Y Combinator's Idea Framework

Y Combinator's Idea Framework can help you figure out which idea to double-down on and when to pivot.

Dalton Caldwell (Y Combinator) has an idea framework. This idea framework can be useful to help people decide what idea to double-down on, when to pivot and how to evaluate various ideas.

Criteria

Definition

How big it seems

Market TAM?

Founder/Market Fit

How much experience does the founder have in this market?

How easy to get started

Honest assessment of founder strengths/weaknesses and attempt to find something with better founder market-fit.

Early market feedback

It’s often best to find something easy to get started and validate market feedback.

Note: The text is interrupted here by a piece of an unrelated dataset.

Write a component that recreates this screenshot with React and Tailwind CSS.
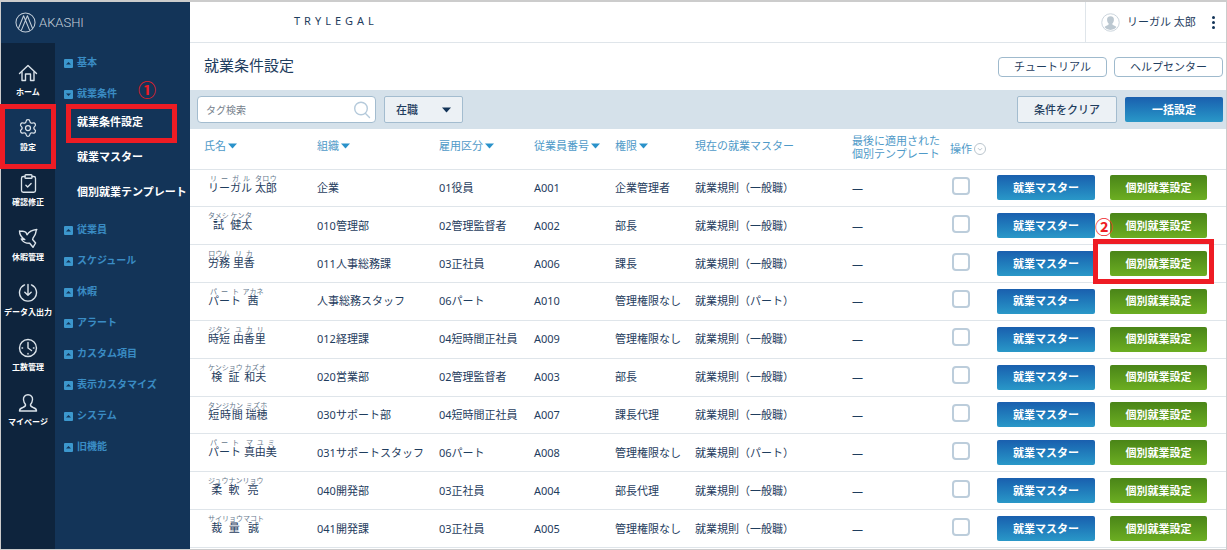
import { useState } from 'react';
import { ClipboardCheck, Settings } from 'lucide-react';

const HomeIcon = () => (
  <svg viewBox="0 0 20 20" className="w-5 h-5" fill="none" stroke="currentColor" strokeWidth="1.4" strokeLinejoin="round" strokeLinecap="round">
    <path d="M1.5 10.5 10 2.5l8.5 8" />
    <path d="M4 9v8.5h3.5V11h5v6.5H16V9" />
  </svg>
);

const BirdIcon = () => (
  <svg viewBox="0 0 20 20" className="w-5 h-5" fill="none" stroke="currentColor" strokeWidth="1.4" strokeLinejoin="round" strokeLinecap="round">
    <path d="M1.5 3C4 3.8 6 2.2 8 4.5l1 2.3C11 3.5 14 2 18.8 1.5c-1.3 1.5-.6 3.500-1.900 5.500-.9 1.600-2 2.600-2.300 4.500l3 3.500-2.600 4.300-3.300-4C8 15.300 4.500 13.500 3.300 11l3.500.6C3.500 9.500 1.500 6.500 1.500 3z" />
  </svg>
);

const DownloadIcon = () => (
  <svg viewBox="0 0 20 20" className="w-5 h-5" fill="none" stroke="currentColor" strokeWidth="1.4" strokeLinecap="round" strokeLinejoin="round">
    <path d="M6.5 1.9a8.5 8.5 0 1 0 7 0" />
    <path d="M10 1.5V12M6.8 9.2l3.2 3 3.2-3" />
  </svg>
);

const ClockIcon = () => (
  <svg viewBox="0 0 20 20" className="w-5 h-5" fill="none" stroke="currentColor" strokeWidth="1.4" strokeLinecap="round">
    <circle cx="10" cy="10" r="8.5" />
    <path d="M10 4.5V10l3.5 2.5M4 10h.6M15.4 10h.6M10 15.4v.6" />
  </svg>
);

const UserIcon = () => (
  <svg viewBox="0 0 20 20" className="w-5 h-5" fill="none" stroke="currentColor" strokeWidth="1.4" strokeLinejoin="round">
    <path d="M10 1.8c-3 0-4.8 2-4.5 5 .2 2 .9 3.5 2 4.7.3 1.8-.7 2.3-2.7 3C2.5 15.2 1.500 16 1.500 18h17c0-2-1-2.800-3.300-3.500-2-.7-3-1.200-2.700-3 1.100-1.200 1.800-2.700 2-4.700.3-3-1.500-5-4.500-5z" />
  </svg>
);

const LogoIcon = () => (
  <svg viewBox="0 0 22 22" className="w-[21px] h-[21px]" fill="none" stroke="currentColor" strokeWidth="1.1" strokeLinejoin="round">
    <circle cx="11" cy="11" r="10" />
    <path d="M3.5 17.5 9 4l6.5 15.5M18.5 17.5 13 4 6.5 19.5" />
  </svg>
);

const AvatarIcon = () => (
  <svg viewBox="0 0 20 20" className="w-[19px] h-[19px]">
    <circle cx="10" cy="10" r="9.2" fill="#fff" stroke="#c9d3db" />
    <path d="M10 3.5c-2.5 0-3.9 1.7-3.6 4 .2 1.6.8 2.8 1.7 3.6.1 1.5-.8 1.7-2.3 2.2-1 .4-1.8.8-2 1.7A8 8 0 0 0 10 18a8 8 0 0 0 6.2-3c-.2-.9-1-1.3-2-1.7-1.5-.5-2.4-.7-2.3-2.2.9-.8 1.5-2 1.7-3.6.3-2.3-1.1-4-3.6-4z" fill="#bcc8d1" />
  </svg>
);

const SearchIcon = () => (
  <svg viewBox="0 0 18 18" className="w-[18px] h-[18px] shrink-0 -mr-1" fill="none" stroke="#b5cadb" strokeWidth="1.4" strokeLinecap="round">
    <circle cx="8" cy="7.5" r="6.3" />
    <path d="m12.5 12.5 4 4" />
  </svg>
);

const SectionIcon = ({ open }) => (
  <svg viewBox="0 0 9 9" className="w-[9px] h-[9px] mt-[3px] shrink-0">
    <rect width="9" height="9" rx="1" fill="#3c97cd" />
    <path d={open ? 'M2 3.5h5L4.5 6z' : 'M2 5.5h5L4.5 3z'} fill="#133458" />
  </svg>
);

const SortIcon = () => (
  <svg viewBox="0 0 9 6" className="w-[9px] h-[6px]">
    <path d="M0 .5h9L4.5 5.5z" fill="#2a92ca" />
  </svg>
);

const railItems = [
  { label: 'ホーム', icon: <HomeIcon /> },
  { label: '設定', icon: <Settings size={20} strokeWidth={1.5} />, active: true },
  { label: '確認修正', icon: <ClipboardCheck size={21} strokeWidth={1.5} /> },
  { label: '休暇管理', icon: <BirdIcon /> },
  { label: 'データ入出力', icon: <DownloadIcon /> },
  { label: '工数管理', icon: <ClockIcon /> },
  { label: 'マイページ', icon: <UserIcon /> },
];

const sections = [
  { label: '基本' },
  { label: '就業条件', children: ['就業条件設定', '就業マスター', '個別就業テンプレート'] },
  { label: '従業員' },
  { label: 'スケジュール' },
  { label: '休暇' },
  { label: 'アラート' },
  { label: 'カスタム項目' },
  { label: '表示カスタマイズ' },
  { label: 'システム' },
  { label: '旧機能' },
];

const employees = [
  { id: 'A001', name: [['リーガル', 'リーガル'], ['太郎', 'タロウ']], org: '企業', type: '01役員', role: '企業管理者', rule: '就業規則（一般職）' },
  { id: 'A002', name: [['試', 'タメシ'], ['健太', 'ケンタ']], org: '010管理部', type: '02管理監督者', role: '部長', rule: '就業規則（一般職）' },
  { id: 'A006', name: [['労務', 'ロウム'], ['里香', 'リカ']], org: '011人事総務課', type: '03正社員', role: '課長', rule: '就業規則（一般職）', marked: true },
  { id: 'A010', name: [['パート', 'パート'], ['茜', 'アカネ']], org: '人事総務スタッフ', type: '06パート', role: '管理権限なし', rule: '就業規則（パート）' },
  { id: 'A009', name: [['時短', 'ジタン'], ['由香里', 'ユカリ']], org: '012経理課', type: '04短時間正社員', role: '管理権限なし', rule: '就業規則（一般職）' },
  { id: 'A003', name: [['検証', 'ケンショウ'], ['和夫', 'カズオ']], org: '020営業部', type: '02管理監督者', role: '部長', rule: '就業規則（一般職）' },
  { id: 'A007', name: [['短時間', 'タンジカン'], ['瑞穂', 'ミズホ']], org: '030サポート部', type: '04短時間正社員', role: '課長代理', rule: '就業規則（一般職）' },
  { id: 'A008', name: [['パート', 'パート'], ['真由美', 'マユミ']], org: '031サポートスタッフ', type: '06パート', role: '管理権限なし', rule: '就業規則（パート）' },
  { id: 'A004', name: [['柔軟', 'ジュウナン'], ['亮', 'リョウ']], org: '040開発部', type: '03正社員', role: '部長代理', rule: '就業規則（一般職）' },
  { id: 'A005', name: [['裁量', 'サイリョウ'], ['誠', 'マコト']], org: '041開発課', type: '03正社員', role: '管理権限なし', rule: '就業規則（一般職）' },
];

const columns = [
  { label: '氏名', width: 'w-[127px] pl-[14px]', sort: true },
  { label: '組織', width: 'w-[122px]', sort: true },
  { label: '雇用区分', width: 'w-[95px]', sort: true },
  { label: '従業員番号', width: 'w-[81px]', sort: true },
  { label: '権限', width: 'w-[80px]', sort: true },
  { label: '現在の就業マスター', width: 'w-[157px]' },
];

const blueButton = 'rounded-xs bg-linear-to-b from-[#1a5fae] to-[#2a98c8] text-white font-bold h-[25px] w-[98px] block';
const greenButton = 'rounded-xs bg-linear-to-b from-[#4a8518] to-[#6cae22] text-white font-bold h-[25px] w-[97px] block';
const outlineButton = 'rounded-sm border border-[#9fbacd] bg-white h-5 w-[109px] leading-none';

const Rail = () => (
  <nav className="w-[54px] shrink-0 bg-[#0e243d] pt-[11px]">
    {railItems.map((item) => (
      <a
        key={item.label}
        href="#"
        className={`relative flex flex-col items-center h-[55px] pt-[9px] text-[8px] leading-3 font-bold whitespace-nowrap text-white ${item.active ? 'bg-[#133458]' : ''}`}
      >
        <span className="h-5 mb-[3px] flex items-center text-[#dbe3ea]">{item.icon}</span>
        {item.label}
        {item.active && <span className="absolute z-10 -inset-x-px -inset-y-[5px] border-5 border-[#ee1c24]" />}
      </a>
    ))}
  </nav>
);

const SubMenu = () => (
  <nav className="flex-1 bg-[#133458] pt-[3px] pl-[9px]">
    {sections.map((section) => (
      <div key={section.label}>
        <a href="#" className="flex items-center gap-1 h-[31px] text-[10px] font-bold text-[#3a8cc4]">
          <SectionIcon open={!!section.children} />
          {section.label}
        </a>
        {section.children && (
          <ul className="-mt-1 mb-1 pl-[13px]">
            {section.children.map((child, i) => (
              <li key={child} className="relative flex items-center h-[35px] text-[11px] font-bold text-white whitespace-nowrap">
                <a href="#">{child}</a>
                {i === 0 && (
                  <>
                    <span className="absolute -left-[11px] right-[13px] top-0 h-[39px] border-5 border-[#ee1c24]" />
                    <span className="absolute left-[61px] -top-6 text-[18px] leading-5 text-[#ee1c24]">①</span>
                  </>
                )}
              </li>
            ))}
          </ul>
        )}
      </div>
    ))}
  </nav>
);

const EmployeeRow = ({ employee, checked, onToggle }) => (
  <tr className="h-[37px] border-t border-[#dfe5ea]">
    <td className="pl-[18px] align-top pt-2.5">
      {employee.name.map(([base, kana], i) => (
        <span key={base}>
          {i > 0 && ' '}
          <ruby>
            {base}
            <rt className="text-[7px] leading-[10px] text-[#66788c]">{kana}</rt>
          </ruby>
        </span>
      ))}
    </td>
    <td>{employee.org}</td>
    <td>{employee.type}</td>
    <td>{employee.id}</td>
    <td>{employee.role}</td>
    <td>{employee.rule}</td>
    <td>—</td>
    <td>
      <input
        type="checkbox"
        checked={checked}
        onChange={onToggle}
        aria-label={employee.id}
        className="appearance-none block w-[18px] h-[18px] mb-1 ml-0.5 rounded border-2 border-[#bccddb] bg-white checked:bg-[#2a92ca]"
      />
    </td>
    <td>
      <button type="button" className={blueButton}>就業マスター</button>
    </td>
    <td>
      <div className="relative w-[97px]">
        <button type="button" className={greenButton}>個別就業設定</button>
        {employee.marked && (
          <>
            <span className="absolute -left-[17px] -right-[7px] -top-3 h-[45px] border-5 border-[#ee1c24]" />
            <span className="absolute -left-[15px] -top-[34px] text-[18px] leading-5 font-bold text-[#ee1c24]">②</span>
          </>
        )}
      </div>
    </td>
  </tr>
);

const App = () => {
  const [selected, setSelected] = useState([]);
  const [keyword, setKeyword] = useState('');

  const toggle = (id) => {
    setSelected(selected.includes(id) ? selected.filter((s) => s !== id) : [...selected, id]);
  };

  return (
    <div className="min-h-screen flex border border-t-2 border-[#cccccc] bg-white text-[11px] leading-4 text-[#1f3d5e] font-['Noto_Sans','Noto_Sans_CJK_JP',sans-serif]">
      <aside className="w-[189px] shrink-0 flex flex-col">
        <div className="h-[41px] flex items-center gap-[3px] pl-3.5 bg-[#133458] text-[#c3ced9]">
          <LogoIcon />
          <span className="text-[13px] font-light font-['Roboto',sans-serif]">AKASHI</span>
        </div>
        <div className="flex flex-1">
          <Rail />
          <SubMenu />
        </div>
      </aside>

      <main className="flex-1 min-w-0 flex flex-col">
        <header className="h-[41px] flex items-center border-b border-[#dfe5ea]">
          <span className="ml-[104px] mb-0.5 tracking-[4px]">TRYLEGAL</span>
          <div className="ml-auto h-full w-[141px] flex items-center pl-[15px] border-l border-[#dfe5ea]">
            <AvatarIcon />
            <span className="ml-[7px]">リーガル 太郎</span>
            <button type="button" aria-label="メニュー" className="ml-auto mr-[11px]">
              <svg viewBox="0 0 3 13" className="w-[3px] h-[13px]" fill="#133458">
                <circle cx="1.5" cy="1.5" r="1.5" />
                <circle cx="1.5" cy="6.5" r="1.5" />
                <circle cx="1.5" cy="11.5" r="1.5" />
              </svg>
            </button>
          </div>
        </header>

        <div className="h-[47px] flex items-center gap-[7px] pl-3.5 pr-[3px]">
          <h1 className="mr-auto mb-1 text-[15px]">就業条件設定</h1>
          <button type="button" className={outlineButton}>チュートリアル</button>
          <button type="button" className={outlineButton}>ヘルプセンター</button>
        </div>

        <div className="h-[39px] flex items-center gap-2 pl-[7px] pr-[3px] bg-[#d5e1ea]">
          <label className="flex items-center w-[179px] h-[27px] px-2 rounded-sm border border-[#a3bccf] bg-white">
            <input
              type="text"
              value={keyword}
              onChange={(e) => setKeyword(e.target.value)}
              placeholder="タグ検索"
              aria-label="タグ検索"
              className="flex-1 min-w-0 text-[10px] outline-none placeholder:text-[#76818c]"
            />
            <SearchIcon />
          </label>
          <div className="relative">
            <select aria-label="在籍状況" className="appearance-none w-[79px] h-[27px] block pl-[11px] rounded-xs border border-[#a3bccf] bg-[#ecf1f5] font-medium">
              <option>在職</option>
              <option>休職</option>
              <option>退職</option>
            </select>
            <svg viewBox="0 0 9 6" className="absolute right-3 top-[11px] w-[9px] h-[6px] pointer-events-none">
              <path d="M0 .5h9L4.5 5.5z" fill="#133458" />
            </svg>
          </div>
          <button type="button" onClick={() => setKeyword('')} className="ml-auto w-[100px] h-[27px] rounded-xs border border-[#a3bccf] bg-[#ecf1f5] font-medium">
            条件をクリア
          </button>
          <button type="button" className={blueButton}>一括設定</button>
        </div>

        <div className="grid flex-1 pb-px">
          <table className="w-full table-fixed border-collapse border-b border-[#dfe5ea] text-left whitespace-nowrap">
            <thead>
              <tr className="h-10 text-[#4f9ac8]">
                {columns.map((col) => (
                  <th key={col.label} className={`font-normal pb-1.5 ${col.width}`}>
                    {col.sort ? (
                      <button type="button" className="flex items-center gap-0.5">
                        {col.label}
                        <SortIcon />
                      </button>
                    ) : (
                      col.label
                    )}
                  </th>
                ))}
                <th className="font-normal w-[98px] leading-[13px] pb-1">
                  最後に適用された
                  <br />
                  個別テンプレート
                </th>
                <th className="font-normal w-[47px]">
                  <span className="flex items-center gap-0.5">
                    操作
                    <svg viewBox="0 0 12 12" className="w-3 h-3 shrink-0" fill="none" stroke="#b9c4cc">
                      <circle cx="6" cy="6" r="5.5" />
                      <path d="m4 5.2 2 2 2-2" />
                    </svg>
                  </span>
                </th>
                <th className="w-[113px]" />
                <th className="w-[116px]" />
              </tr>
            </thead>
            <tbody>
              {employees.map((employee) => (
                <EmployeeRow
                  key={employee.id}
                  employee={employee}
                  checked={selected.includes(employee.id)}
                  onToggle={() => toggle(employee.id)}
                />
              ))}
            </tbody>
          </table>
        </div>
      </main>
    </div>
  );
};

export default App;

So when’s the best time to pivot? When one of these happen:

  • You have launched and have been trying to get users for weeks or months and it feels hopeless

  • When the idea is impossible to get started on because it takes years of building or too much capital etc

  • You know in your heart it’s not going to work

  • How easy is it to get started on the idea?

Examples:

Brex’s VR Headset Hardware

Size

Score

How big

5/10

Founder/market fit

1/10 - They were fintech software people but didn’t know how to code.

How easy to get started

2/10 - Needed millions of dollars

Early market feedback

2/10 - No one knew how to use it

Brex’s Credit Card for Startups Pivot

Size

Score

How big it seems

10/10 - lots of startups

Founder/market fit

10/10 - they had a tonne of pre-existing relationships in the fintech space they could leverage

How easy to get started

3/10 - they could leverage their pre-existing relationships and could ask a lot of startups.

Early market feedback

8/10 - lots of people wanted it (mainly asked Y Combinator startups)

Example 2:

Retool - prepivot: Venmo for UK

Size

Score

How big it seems

7/10 - Venmo and UK are both big

Founder/market fit

3/10 - Founders knew nothing about fintech.

How easy to get started

7/10 - they already launched and had a lot of users

Early market feedback

3/10 - no one wanted to pay and they were losing money on every transaction

This was “enough” traction to decide to give up on it.

Retool post-pivot: No-code internal tools builder

Size

Score

How big it seems

10/10 - lots of companies build internal tools

Founder/market fit

10/10 - Had a good idea of what the product should be

How easy to get started

7/10 - Built it in 2 weeks and got started

Early market feedback

5/10 - Not a lot of people wanted to trust a new start-up

Patrick Collison’s Advice On Idea

But while the above was a great framework - Patrick Collison also gave the following advice.

You can tell the future of an idea roughly twice as long as you’ve been working on it. For example - someone who’s been working on an idea for 2 weeks can likely tell where it will go in the next 4 weeks. Someone who’s been working on an idea for 4 years will likely tell where it will go in the next 8 years.